Probabilmente, senza la forza della famiglia e l’ausilio di pochi giornali (Il Fatto in primis) entrambi i casi sarebbero finiti nel dimenticatoio e i suoi aguzzini avrebbero fatto carriera come è accaduto per i torturatori della scuola Diaz di Genova. Torturatori che per la loro mattanza non hanno mai chiesto perdono. Giovanni de Gennaro, dopo esser stato capo di gabinetto è stato persino designato presidente di Finmeccanica. La stessa azienda di cui l’ad è quel Mauro Moretti rinviato a giudizio per la strage di Viareggio.

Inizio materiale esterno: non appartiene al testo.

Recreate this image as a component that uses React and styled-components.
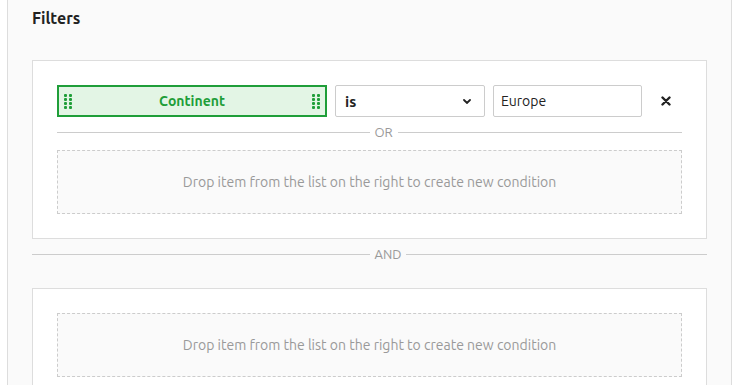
import React from "react";
import styled, { createGlobalStyle } from "styled-components";

const GlobalStyle = createGlobalStyle`
  html, body {
    margin: 0;
    padding: 0;
    background: #fff;
    font-family: "Ubuntu", Lato, "Open Sans", sans-serif;
  }
`;

const Page = styled.div`
  padding: 0 7px;
  height: 385px;
  overflow: hidden;
`;

const Panel = styled.section`
  background-color: #fafafa;
  border: 1px solid #ddd;
  border-top: none;
  padding: 8px 24px 24px;
  min-height: 400px;
`;

const Title = styled.h2`
  margin: 0 0 32px;
  font-size: 16px;
  line-height: 20px;
  font-weight: 700;
  color: #222;
`;

const Group = styled.div`
  background-color: #fff;
  border: 1px solid #ddd;
  padding: 24px;
  display: flex;
  flex-direction: column;
`;

const Row = styled.div`
  display: flex;
  align-items: stretch;
  gap: 8px;
  height: 32px;
`;

const Chip = styled.div`
  box-sizing: border-box;
  width: 270px;
  display: flex;
  align-items: center;
  justify-content: space-between;
  padding: 0 5px;
  border: 2px solid #1f9e39;
  background-color: #e3f5e5;
  color: #1f9e39;
  font-size: 14px;
  font-weight: 700;
`;

const Handle = styled.svg`
  width: 8px;
  height: 16px;
  flex: none;
`;

const Select = styled.div`
  box-sizing: border-box;
  width: 150px;
  display: flex;
  align-items: center;
  justify-content: space-between;
  padding: 0 13px 0 9px;
  border: 1px solid #ccc;
  border-radius: 2px;
  background: #fff;
  font-size: 15px;
  font-weight: 700;
  color: #222;
`;

const Input = styled.div`
  box-sizing: border-box;
  width: 149px;
  display: flex;
  align-items: center;
  padding: 0 7px;
  border: 1px solid #ccc;
  border-radius: 2px;
  font-size: 14px;
  color: #222;
`;

const Remove = styled.button`
  width: 32px;
  border: none;
  background: none;
  padding: 0;
  display: flex;
  align-items: center;
  justify-content: center;
  cursor: pointer;
`;

const Separator = styled.div`
  display: flex;
  align-items: center;
  gap: 5px;
  height: 16px;
  margin: ${(p) => p.$margin};
  font-size: 13px;
  color: #999;
  text-transform: uppercase;

  &::before,
  &::after {
    content: "";
    height: 1px;
    background-color: #ccc;
  }
  &::before {
    flex: 0 0 50%;
  }
  &::after {
    flex: 1;
  }
`;

const DropZone = styled.div`
  height: 64px;
  box-sizing: border-box;
  border: 1px dashed #ccc;
  background-color: #fafafa;
  display: flex;
  align-items: center;
  justify-content: center;
  font-size: 14px;
  color: #999;
`;

const Dots = () => (
  <Handle viewBox="0 0 8 16">
    {[0, 1, 2, 3].map((r) =>
      [0, 1].map((c) => (
        <rect key={`${r}-${c}`} x={c * 5} y={r * 4 + 1} width="3" height="3" rx="1" fill="#1f9e39" />
      ))
    )}
  </Handle>
);

const Chevron = () => (
  <svg width="8" height="5" viewBox="0 0 8 5">
    <path d="M1 1l3 3 3-3" fill="none" stroke="#222" strokeWidth="1.8" strokeLinecap="round" />
  </svg>
);

const Cross = () => (
  <svg width="10" height="10" viewBox="0 0 10 10">
    <path d="M1.5 1.5l7 7M8.5 1.5l-7 7" stroke="#222" strokeWidth="2.4" strokeLinecap="round" />
  </svg>
);

const DROP_TEXT = "Drop item from the list on the right to create new condition";

export default function App() {
  return (
    <>
      <GlobalStyle />
      <Page>
        <Panel>
          <Title>Filters</Title>
          <Group>
            <Row>
              <Chip>
                <Dots />
                Continent
                <Dots />
              </Chip>
              <Select>
                is
                <Chevron />
              </Select>
              <Input>Europe</Input>
              <Remove aria-label="Remove condition">
                <Cross />
              </Remove>
            </Row>
            <Separator $margin="7px 0 10px">OR</Separator>
            <DropZone>{DROP_TEXT}</DropZone>
          </Group>
          <Separator $margin="7px 0 26px">AND</Separator>
          <Group>
            <DropZone>{DROP_TEXT}</DropZone>
          </Group>
        </Panel>
      </Page>
    </>
  );
}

Ricordo ancora gli occhi umidi e la voce rauca di don Andrea Gallo quando mi parlò a lungo di quei giorni del social forum. Mi disse che la democrazia, proprio come fecero i partigiani, va conquistata giorno dopo giorno. E in questi tempi di crisi generalizzata il pericolo di rigurgiti fascisti sono concreti e vanno bloccati con la cultura e la certezza delle regole per tutti. A maggior ragione se si indossa una difesa.

La mia non vuole essere un’accusa tout court alle forze dell’ordine. Esse sono composte da uomini e donne sottopagati, gettati allo sbaraglio da una classe politica indecorosa che non gli garantisce nemmeno il necessario per svolgere in sicurezza il proprio lavoro. I veri responsabili sono coloro che da sempre li adoperano come cani da guardia del potere.

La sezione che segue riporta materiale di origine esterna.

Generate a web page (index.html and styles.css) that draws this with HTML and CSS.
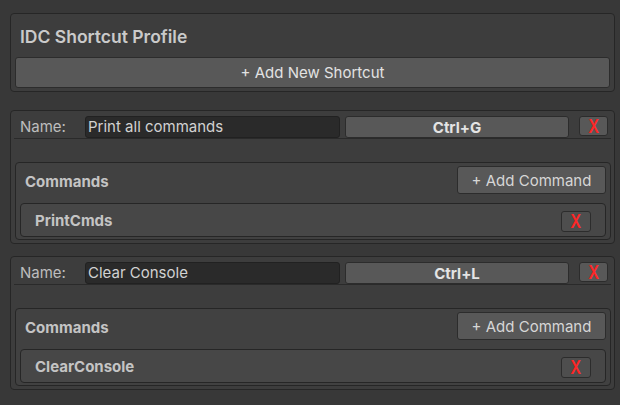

Il problema è capire qual è la percentuale di coloro che svolgono la loro funzione in maniera equilibrata. Ma soprattutto ciò che si dovrebbe accertare è la volontà di denunciare quei grumi di elementi non democratici che, oltre a screditare un’intera categoria, rischiano di far marcire l’intero settore. Per evitare ciò occorre vincere quella mentalità complice, da caserma che tutto insabbia in nome di un becero cameratismo. Quel cameratismo che voleva proteggere i militari italiani che nel 1993 in “missione di pace” Onu torturarono dei somali applicandogli degli elettrodi ai testicoli e poi violentarono una ragazza con un razzo luminoso. Forse, se ci fosse stata una seria e reale indignazione si sarebbero evitati a Nassirya nel 2014 nuovi casi di tortura da parte dei militari nostrani.

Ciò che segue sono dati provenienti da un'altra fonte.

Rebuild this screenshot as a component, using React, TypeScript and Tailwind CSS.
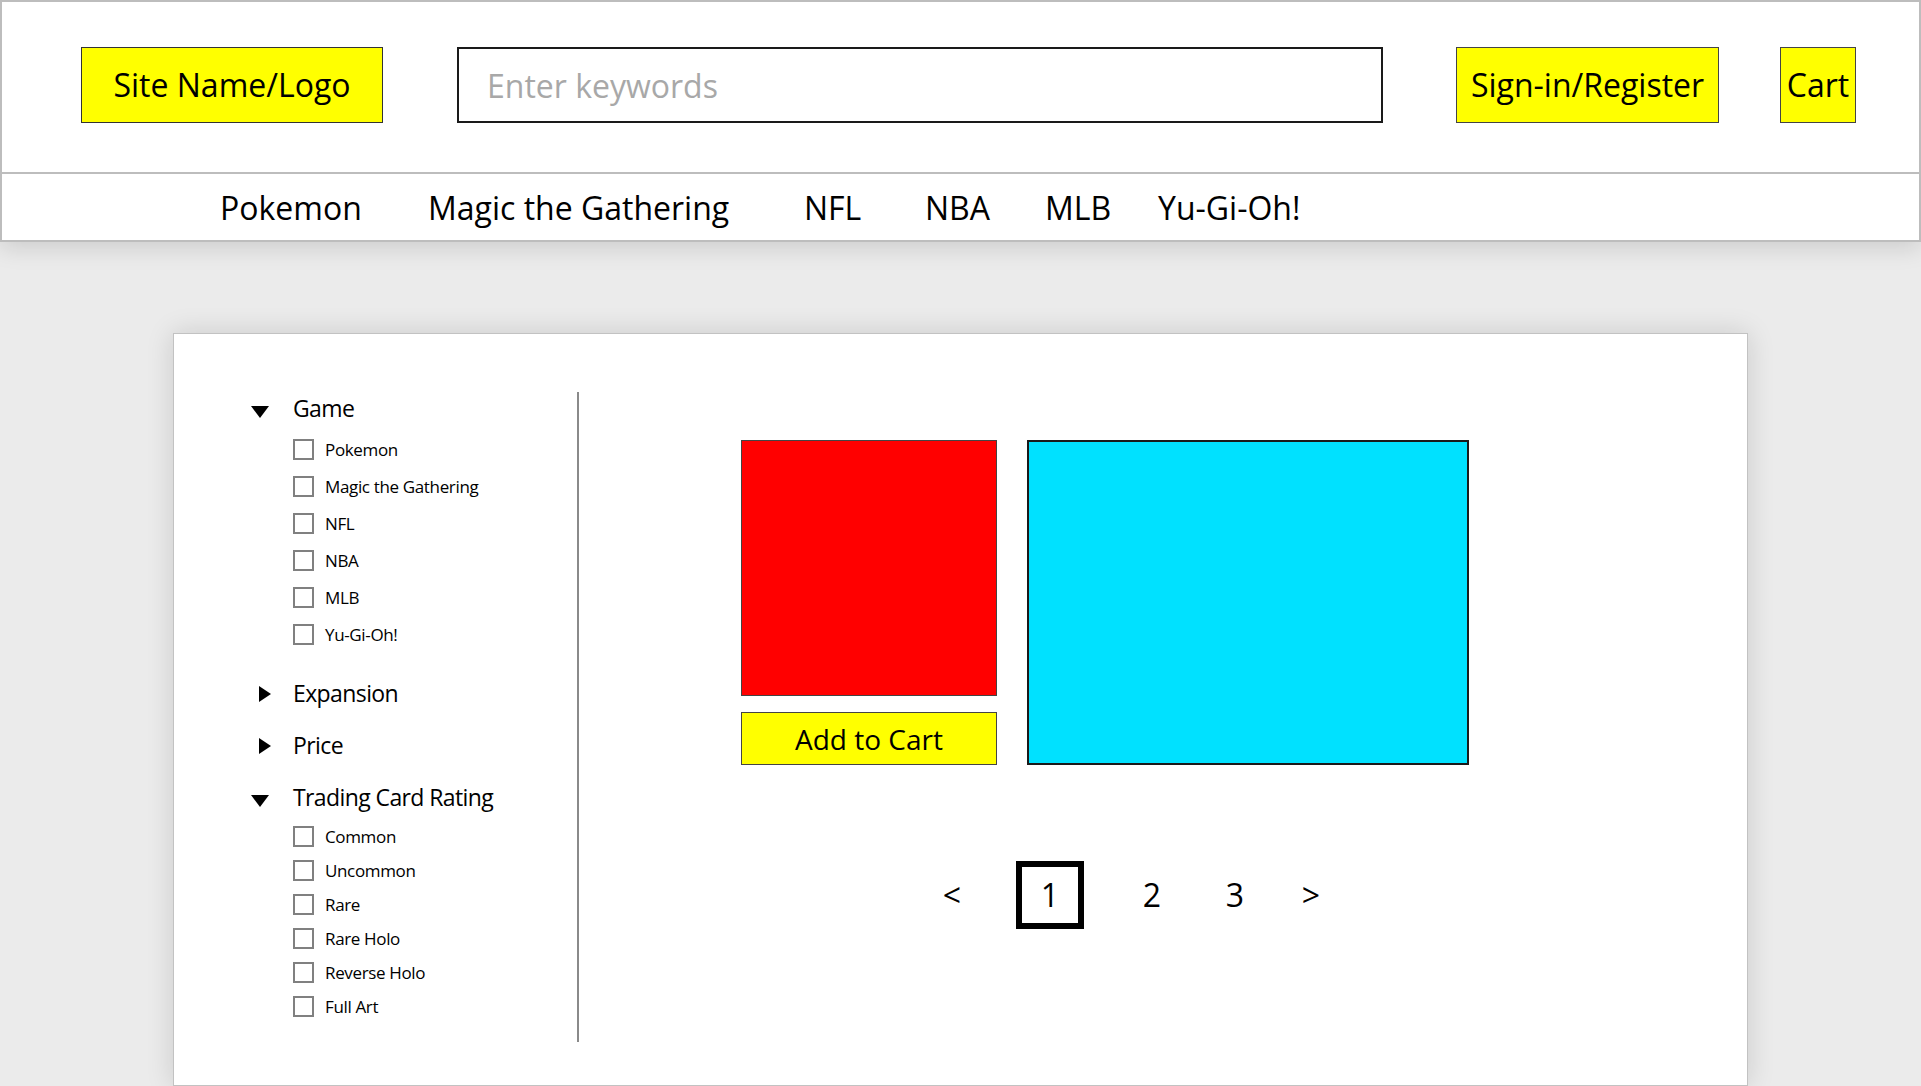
import React from "react";

const categories = [
  { label: "Pokemon", w: "w-[208px]" },
  { label: "Magic the Gathering", w: "w-[376px]" },
  { label: "NFL", w: "w-[121px]" },
  { label: "NBA", w: "w-[120px]" },
  { label: "MLB", w: "w-[113px]" },
  { label: "Yu-Gi-Oh!", w: "" },
];

const games = ["Pokemon", "Magic the Gathering", "NFL", "NBA", "MLB", "Yu-Gi-Oh!"];
const ratings = ["Common", "Uncommon", "Rare", "Rare Holo", "Reverse Holo", "Full Art"];

function Caret({ open }: { open: boolean }) {
  return (
    <div className="flex w-[42px] shrink-0 items-center">
      {open ? (
        <svg width="18" height="12" viewBox="0 0 18 12" className="translate-y-[4px]">
          <polygon points="0,0 18,0 9,12" fill="#000" />
        </svg>
      ) : (
        <svg width="12" height="16" viewBox="0 0 12 16" className="ml-[8px] translate-y-[1px]">
          <polygon points="0,0 12,8 0,16" fill="#000" />
        </svg>
      )}
    </div>
  );
}

function FilterHeader({ title, open, className = "" }: { title: string; open: boolean; className?: string }) {
  return (
    <div className={`flex h-[30px] items-center ${className}`}>
      <Caret open={open} />
      <span className="text-[23px] leading-none tracking-[-0.6px] text-black">{title}</span>
    </div>
  );
}

function CheckRow({ label, h }: { label: string; h: string }) {
  return (
    <label className={`flex ${h} items-center pl-[42px]`}>
      <span className="h-[21px] w-[21px] shrink-0 border-2 border-[#808080] bg-white" />
      <span className="ml-[11px] text-[17px] leading-none tracking-[-0.35px] text-black">{label}</span>
    </label>
  );
}

export default function App() {
  return (
    <div className="h-[1086px] overflow-hidden bg-[#ebebeb] font-['Open_Sans',sans-serif] text-black">
      {/* header */}
      <header className="relative z-10 border-2 border-[#bdbdbd] bg-white shadow-[0_6px_22px_rgba(0,0,0,0.13)]">
        <div className="flex h-[170px] items-start pl-[79px] pt-[45px]">
          <div className="flex h-[76px] w-[302px] items-center justify-center border border-[#333] bg-[#ffff00] text-[32px] leading-none">
            Site Name/Logo
          </div>
          <input
            placeholder="Enter keywords"
            className="ml-[74px] h-[76px] w-[926px] border-2 border-[#1a1a1a] bg-white pl-[28px] text-[32px] leading-none outline-none placeholder:text-[#a8a8a8]"
          />
          <button className="ml-[73px] flex h-[76px] w-[263px] items-center justify-center border border-[#444] bg-[#ffff00] text-[32px] leading-none">
            Sign-in/Register
          </button>
          <button className="ml-[61px] flex h-[76px] w-[76px] items-center justify-center border border-[#444] bg-[#ffff00] text-[32px] leading-none">
            Cart
          </button>
        </div>
        <nav className="flex h-[68px] items-center border-t-2 border-[#bdbdbd] pl-[218px] pt-[2px]">
          {categories.map((c) => (
            <a key={c.label} className={`${c.w} shrink-0 text-[32px] leading-none`}>
              {c.label}
            </a>
          ))}
        </nav>
      </header>

      {/* main card */}
      <main className="ml-[173px] mt-[91px] flex h-[753px] w-[1575px] border border-[#c2c2c2] bg-white shadow-[0_0_26px_rgba(0,0,0,0.14)]">
        <aside className="w-[403px] shrink-0 pl-[77px] pt-[59px]">
          <FilterHeader title="Game" open />
          <div className="mt-[8px]">
            {games.map((g) => (
              <CheckRow key={g} label={g} h="h-[37px]" />
            ))}
          </div>
          <FilterHeader title="Expansion" open={false} className="mt-[25px]" />
          <FilterHeader title="Price" open={false} className="mt-[22px]" />
          <FilterHeader title="Trading Card Rating" open className="mt-[22px]" />
          <div className="mt-[7px]">
            {ratings.map((r) => (
              <CheckRow key={r} label={r} h="h-[34px]" />
            ))}
          </div>
        </aside>

        <div className="mt-[58px] h-[650px] w-[2px] shrink-0 bg-[#8a8a8a]" />

        <section className="flex-1 pl-[162px] pt-[106px]">
          <div className="flex gap-[30px]">
            <div className="flex w-[256px] flex-col">
              <div className="h-[256px] border border-[#444] bg-[#ff0000]" />
              <button className="mt-[16px] flex h-[53px] items-center justify-center border border-[#444] bg-[#ffff00] text-[28px] leading-none">
                Add to Cart
              </button>
            </div>
            <div className="h-[325px] w-[442px] border-2 border-[#1a1a1a] bg-[#00e1ff]" />
          </div>

          <div className="mt-[96px] flex items-center pl-[191px] text-[32px] leading-none">
            <span className="flex w-[40px] justify-center">&lt;</span>
            <span className="ml-[44px] flex h-[68px] w-[68px] items-center justify-center border-[6px] border-black">1</span>
            <span className="ml-[48px] flex w-[40px] justify-center">2</span>
            <span className="ml-[43px] flex w-[40px] justify-center">3</span>
            <span className="ml-[36px] flex w-[40px] justify-center">&gt;</span>
          </div>
        </section>
      </main>
    </div>
  );
}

Perché nel nostro Paese non si ha la sufficiente maturità democratica da affermare che quando due italiani in divisa sparano e ammazzano dei poveri pescatori indiani sono quest’ultime le vittime e non i loro assassini? Chi difende coloro che impugnano le armi in maniera impropria e non le vittime attingono a quella medesima sottocultura che esaltò un tempo il regime fascista. E attenzione, lungi da me l’asserire che il problema odierno sia l’antagonismo tra fascisti e antifascisti: il vero potere che oggi ci domina ha bypassato i colori e le carnevalesche sfilate di piazza e da curva da stadio perché si è inserito in maniera del tutto neutrale e anonima nelle stanze che contano.

Le forze politiche di questo Paese devono avere il coraggio di denunciare le malefatte di chi indossa la divisa e non recitare il solito ipocrita mantra difensivo che incancrenisce i problemi invece di risolverli.

Perché mi occupo di questo argomento? Perché ho a cuore la fragile tenuta democratica e la salute delle forze dell’ordine sono il termometro democratico di un Paese. Uno specchio in cui si riflette l’azione esecutiva.

Ognuno tragga le proprie conclusioni.